Scott also is challenged by vendors selling direct to consumers on the Web. If the vendor maintains parity pricing it's not a problem, but if they undercut her prices, she stops selling the product.

Ongoing challenges include increased delivery and shipping costs.

"I think it [delivery and shipping] will impact everyone who does business on the Internet," Scott said. "Some industries can price up to accommodate that but our industry is absorbing all of these extra costs and no one seems to be willing to move on product. It takes one brave soul to do it. We are the market leader, outside of Babies 'R' Us, for our industry and I think people might be looking to us to make the first move."

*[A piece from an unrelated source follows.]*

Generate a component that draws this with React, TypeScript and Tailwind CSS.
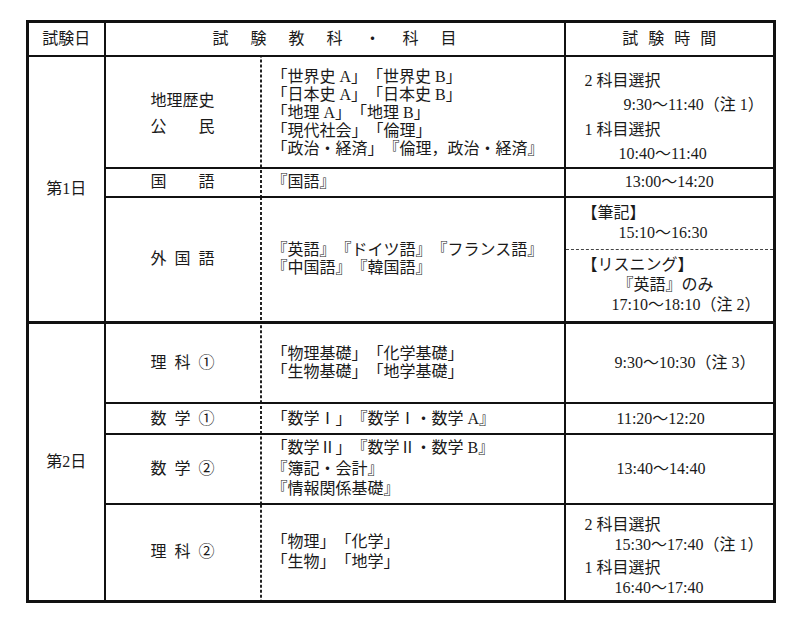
const dash =
  "pl-[12px] align-middle bg-[linear-gradient(to_bottom,#222_60%,transparent_60%)] bg-[length:1.5px_5px] bg-repeat-y bg-left";

function Spread({ text }: { text: string }) {
  return (
    <div className="mx-auto w-[64px] flex justify-between">
      {text.split('').map((c, i) => (
        <span key={i}>{c}</span>
      ))}
    </div>
  );
}

function Lines({ items, className }: { items: string[]; className: string }) {
  return (
    <div className={className}>
      {items.map((t, i) => (
        <div key={i} className="whitespace-nowrap">
          {t}
        </div>
      ))}
    </div>
  );
}

export default function App() {
  return (
    <div className="w-[800px] h-[617px] bg-white pl-[26px] pt-[20px] font-['Liberation_Serif','Noto_Sans_CJK_JP',serif] text-[16px] text-[#1a1a1a] [text-spacing-trim:space-all]">
      <table className="table-fixed border-collapse border-[3px] border-[#111] w-[747px]">
        <colgroup>
          <col className="w-[77px]" />
          <col className="w-[155px]" />
          <col className="w-[305px]" />
          <col className="w-[210px]" />
        </colgroup>
        <thead>
          <tr className="h-[34px] border-b-2 border-[#111]">
            <th className="font-normal border-r-2 border-[#111] text-center">試験日</th>
            <th colSpan={2} className="font-normal">
              <div className="flex justify-center gap-[22px]">
                {'試験教科・科目'.split('').map((c, i) => (
                  <span key={i}>{c}</span>
                ))}
              </div>
            </th>
            <th className="font-normal border-l-2 border-[#111]">
              <div className="flex justify-center gap-[10px]">
                {'試験時間'.split('').map((c, i) => (
                  <span key={i}>{c}</span>
                ))}
              </div>
            </th>
          </tr>
        </thead>
        <tbody>
          {/* 第1日 */}
          <tr className="h-[112px] border-t-2 border-[#111]">
            <td rowSpan={3} className="border-r-2 border-b-[3px] border-[#111] text-center align-middle">
              第1日
            </td>
            <td className="align-middle">
              <div className="leading-[26px] pt-[4px]">
                <Spread text="地理歴史" />
                <Spread text="公民" />
              </div>
            </td>
            <td className={dash}>
              <Lines
                className="leading-[18px] pt-[2px]"
                items={[
                  '「世界史 A」「世界史 B」',
                  '「日本史 A」「日本史 B」',
                  '「地理 A」「地理 B」',
                  '「現代社会」「倫理」',
                  '「政治・経済」『倫理，政治・経済』',
                ]}
              />
            </td>
            <td className="border-l-2 border-[#111] align-middle pl-[19px]">
              <div className="leading-[24.5px] pt-[12px] whitespace-nowrap">
                <div>2 科目選択</div>
                <div className="pl-[39px]">9:30～11:40（注 1）</div>
                <div>1 科目選択</div>
                <div className="pl-[34px]">10:40～11:40</div>
              </div>
            </td>
          </tr>
          <tr className="h-[29px] border-t-2 border-[#111]">
            <td className="align-middle">
              <Spread text="国語" />
            </td>
            <td className={dash}>『国語』</td>
            <td className="border-l-2 border-[#111] align-middle text-center">13:00～14:20</td>
          </tr>
          <tr className="h-[124px] border-t-2 border-b-[3px] border-[#111]">
            <td className="align-middle">
              <Spread text="外国語" />
            </td>
            <td className={dash}>
              <Lines
                className="leading-[18px]"
                items={['『英語』『ドイツ語』『フランス語』', '『中国語』『韓国語』']}
              />
            </td>
            <td className="border-l-2 border-[#111] p-0 align-top">
              <div className="h-[51px] flex flex-col justify-center pl-[16px] leading-[20px] whitespace-nowrap">
                <div>【筆記】</div>
                <div className="pl-[37px]">15:10～16:30</div>
              </div>
              <div className="h-[72px] flex flex-col justify-center pl-[16px] leading-[20px] whitespace-nowrap border-t border-dashed border-[#444]">
                <div>【リスニング】</div>
                <div className="pl-[36px]">『英語』のみ</div>
                <div className="pl-[30px]">17:10～18:10（注 2）</div>
              </div>
            </td>
          </tr>

          {/* 第2日 */}
          <tr className="h-[81px] border-t-[3px] border-[#111]">
            <td rowSpan={4} className="border-r-2 border-t-[3px] border-[#111] text-center align-middle">
              第2日
            </td>
            <td className="align-middle">
              <Spread text="理科①" />
            </td>
            <td className={dash}>
              <Lines className="leading-[17.5px]" items={['「物理基礎」「化学基礎」', '「生物基礎」「地学基礎」']} />
            </td>
            <td className="border-l-2 border-[#111] align-middle pl-[49px] whitespace-nowrap">9:30～10:30（注 3）</td>
          </tr>
          <tr className="h-[31px] border-t-2 border-[#111]">
            <td className="align-middle">
              <Spread text="数学①" />
            </td>
            <td className={dash}>「数学Ⅰ」『数学Ⅰ・数学 A』</td>
            <td className="border-l-2 border-[#111] align-middle pl-[51px]">11:20～12:20</td>
          </tr>
          <tr className="h-[70px] border-t-2 border-[#111]">
            <td className="align-middle">
              <Spread text="数学②" />
            </td>
            <td className={dash}>
              <Lines
                className="leading-[20.5px]"
                items={['「数学Ⅱ」『数学Ⅱ・数学 B』', '『簿記・会計』', '『情報関係基礎』']}
              />
            </td>
            <td className="border-l-2 border-[#111] align-middle pl-[51px]">13:40～14:40</td>
          </tr>
          <tr className="h-[97px] border-t-2 border-[#111]">
            <td className="align-middle">
              <Spread text="理科②" />
            </td>
            <td className={dash}>
              <Lines className="leading-[20px]" items={['「物理」「化学」', '「生物」「地学」']} />
            </td>
            <td className="border-l-2 border-[#111] align-middle pl-[19px]">
              <div className="leading-[20px] pt-[8px] whitespace-nowrap flex flex-col gap-[3px]">
                <div>
                  <div>2 科目選択</div>
                  <div className="pl-[30px]">15:30～17:40（注 1）</div>
                </div>
                <div>
                  <div>1 科目選択</div>
                  <div className="pl-[30px]">16:40～17:40</div>
                </div>
              </div>
            </td>
          </tr>
        </tbody>
      </table>
    </div>
  );
}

Scott notes that she has made some mistakes, including a failed credit book operation, but she has high hopes for a recent idea. During a business trip Scott had the chance to "examine the business at arms length" and she realized they'd walked away from the core part of the business — prenatal. When the big boxes got into specialized gear and One Step Ahead's sales dropped in that category, the product showed up less and less in the catalogs. One Step Ahead originally was targeted at 0–3 years but Scott realized the catalog product offering now was appealing to parents of 6-month-olds and older and the 0-6 month category was lost. She's now in the process of rectifying that situation.

"I told our buyers not to worry about the margins but to pull together the best baby gear a parent could have," she said. "If we lose it in the margins we'll get it back in the core because we'll reach the customers earlier on."

So she'll be launching a new catalog, one with more content and tips on parenting and a solid collection of the best of what's available.